Что пишу о смерти, не пессимизм никакой, а просто об умерших писать легче — не обидятся, да и сам душой не покривишь.
Так тесно переплелась моя жизнь с моими енисейскими друзьями, так писанное и думанное перемешано с виденным и пережитым, что не оторвать одно от другого, и вспоминаю, пытаюсь понять, почему доля того или иного человека такая, а не иная. И чем больше думаю, тем больше открывается неизведанного, неосмысленного, и образы их меняются, движутся и будто растут вместе с жизнью.

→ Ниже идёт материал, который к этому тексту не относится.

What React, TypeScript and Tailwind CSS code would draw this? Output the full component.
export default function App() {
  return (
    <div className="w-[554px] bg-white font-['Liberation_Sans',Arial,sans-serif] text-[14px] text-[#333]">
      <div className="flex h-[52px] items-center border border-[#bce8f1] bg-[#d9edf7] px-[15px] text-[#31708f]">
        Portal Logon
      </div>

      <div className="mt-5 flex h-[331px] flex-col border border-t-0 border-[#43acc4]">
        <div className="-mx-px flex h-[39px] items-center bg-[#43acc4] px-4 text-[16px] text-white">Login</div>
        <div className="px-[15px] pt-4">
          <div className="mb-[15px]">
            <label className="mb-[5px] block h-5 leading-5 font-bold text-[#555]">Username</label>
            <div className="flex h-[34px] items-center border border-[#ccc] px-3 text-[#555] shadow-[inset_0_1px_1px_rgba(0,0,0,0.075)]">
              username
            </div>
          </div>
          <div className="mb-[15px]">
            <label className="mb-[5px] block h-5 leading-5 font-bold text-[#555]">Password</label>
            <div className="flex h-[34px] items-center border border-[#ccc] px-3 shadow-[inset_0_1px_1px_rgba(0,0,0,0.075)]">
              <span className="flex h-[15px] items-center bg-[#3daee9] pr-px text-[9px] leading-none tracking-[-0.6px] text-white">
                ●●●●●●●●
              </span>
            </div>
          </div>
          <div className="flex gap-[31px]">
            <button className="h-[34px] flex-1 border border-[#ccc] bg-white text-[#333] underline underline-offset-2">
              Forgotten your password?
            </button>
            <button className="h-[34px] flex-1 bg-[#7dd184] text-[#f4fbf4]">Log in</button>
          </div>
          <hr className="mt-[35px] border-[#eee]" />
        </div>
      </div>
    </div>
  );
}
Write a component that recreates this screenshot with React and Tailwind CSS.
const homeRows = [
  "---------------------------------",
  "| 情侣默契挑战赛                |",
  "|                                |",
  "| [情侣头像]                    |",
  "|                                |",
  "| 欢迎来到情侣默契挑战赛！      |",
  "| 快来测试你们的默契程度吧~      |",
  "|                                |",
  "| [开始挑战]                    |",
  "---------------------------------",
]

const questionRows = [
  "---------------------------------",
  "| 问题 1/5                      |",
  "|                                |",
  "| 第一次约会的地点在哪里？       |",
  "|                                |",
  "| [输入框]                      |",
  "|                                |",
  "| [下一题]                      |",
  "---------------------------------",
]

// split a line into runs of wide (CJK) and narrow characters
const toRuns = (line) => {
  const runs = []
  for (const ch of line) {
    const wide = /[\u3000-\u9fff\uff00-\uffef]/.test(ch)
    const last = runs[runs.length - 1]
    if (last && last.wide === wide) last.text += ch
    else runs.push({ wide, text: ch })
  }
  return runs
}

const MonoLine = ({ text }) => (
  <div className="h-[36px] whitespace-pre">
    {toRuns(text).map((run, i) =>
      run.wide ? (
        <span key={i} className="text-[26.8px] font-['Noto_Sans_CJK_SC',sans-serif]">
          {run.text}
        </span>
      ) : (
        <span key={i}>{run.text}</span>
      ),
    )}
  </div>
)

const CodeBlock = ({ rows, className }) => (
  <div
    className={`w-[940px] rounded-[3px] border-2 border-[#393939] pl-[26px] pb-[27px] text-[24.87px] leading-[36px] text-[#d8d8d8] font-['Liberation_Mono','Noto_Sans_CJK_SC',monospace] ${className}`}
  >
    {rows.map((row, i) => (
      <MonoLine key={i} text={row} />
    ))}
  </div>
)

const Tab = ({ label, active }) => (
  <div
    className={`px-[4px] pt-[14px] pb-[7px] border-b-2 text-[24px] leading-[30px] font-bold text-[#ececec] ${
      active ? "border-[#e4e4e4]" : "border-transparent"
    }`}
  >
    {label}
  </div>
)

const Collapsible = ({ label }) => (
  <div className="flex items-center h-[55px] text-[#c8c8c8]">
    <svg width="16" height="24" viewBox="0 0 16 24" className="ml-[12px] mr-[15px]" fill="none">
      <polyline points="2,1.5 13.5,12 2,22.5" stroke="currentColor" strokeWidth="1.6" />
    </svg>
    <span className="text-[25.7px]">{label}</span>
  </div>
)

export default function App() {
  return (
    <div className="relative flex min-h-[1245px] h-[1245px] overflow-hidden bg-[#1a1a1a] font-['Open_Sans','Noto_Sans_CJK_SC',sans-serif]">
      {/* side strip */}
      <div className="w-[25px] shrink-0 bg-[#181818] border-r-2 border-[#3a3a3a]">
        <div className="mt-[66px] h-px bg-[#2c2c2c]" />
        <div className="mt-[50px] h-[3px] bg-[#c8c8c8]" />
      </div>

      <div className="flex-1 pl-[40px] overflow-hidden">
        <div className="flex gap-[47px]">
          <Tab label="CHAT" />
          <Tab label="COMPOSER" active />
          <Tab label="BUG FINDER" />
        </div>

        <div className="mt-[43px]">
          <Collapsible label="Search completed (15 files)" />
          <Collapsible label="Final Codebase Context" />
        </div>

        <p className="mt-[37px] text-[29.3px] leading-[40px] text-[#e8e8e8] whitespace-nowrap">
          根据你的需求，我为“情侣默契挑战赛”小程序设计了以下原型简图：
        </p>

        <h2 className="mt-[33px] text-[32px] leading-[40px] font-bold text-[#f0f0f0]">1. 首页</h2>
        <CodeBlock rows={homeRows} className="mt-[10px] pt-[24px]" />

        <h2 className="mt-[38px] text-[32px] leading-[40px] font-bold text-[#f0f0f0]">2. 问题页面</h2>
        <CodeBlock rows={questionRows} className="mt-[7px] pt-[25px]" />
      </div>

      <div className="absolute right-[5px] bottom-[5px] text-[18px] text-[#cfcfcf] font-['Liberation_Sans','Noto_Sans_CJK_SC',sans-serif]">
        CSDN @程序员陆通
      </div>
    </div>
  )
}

Снова думаю о Сане Устинове, у которого стоял искусственный клапан на сердце, которого нет уже в живых и который был зятем Вити Попова, того самого, о ком писал я в прошлых очерках, и чья семья была вовлечена в непонятный гибельный водоворот. За короткий срок ушли и теща Нина Григорьевна и ее муж Саня Устинов, и сам Витя. Саня был один из первых бахтинцев, кого я узнал коротко. Мой друг Анатолий, с которым мы работали в М. на базе экспедиции ушел штатным охотником в соседнюю Бахту напарником как раз к Устинову. Устинов через пару лет уволился из охотников по состоянию здоровья, и на освободившееся место пошел я. Еще работая в М., я помогал им с Толей завозить груз на промысел, а потом ездили на участок, я "принимать" хозяйство, а Саня — вывозить вещи. Я оказался свидетелем прощания охотника с тайгой, где он охотился 15 лет, и хотя никаких соплей не было, белую ночь, Санино лицо, освещенное костром, и его играющие желваки я запомнил на всю жизнь. Мы с Толяном сидели в избушке, и видели его сквозь открытую дверь. Запомнил и Сашины слова: "Вещи собираю — а кошки скребут", его спокойные и простые объяснения, где у него какие ловушки ("будешь ходить — там такой-то капкан"). В объяснениях не было никакой ни обиды, ни зависти, а, наоборот, деятельное и мужественное участие, заинтересованность в том, чтобы дело делалось дальше, мол, раз у "меня не складывается, то пусть хоть у вас все добром будет".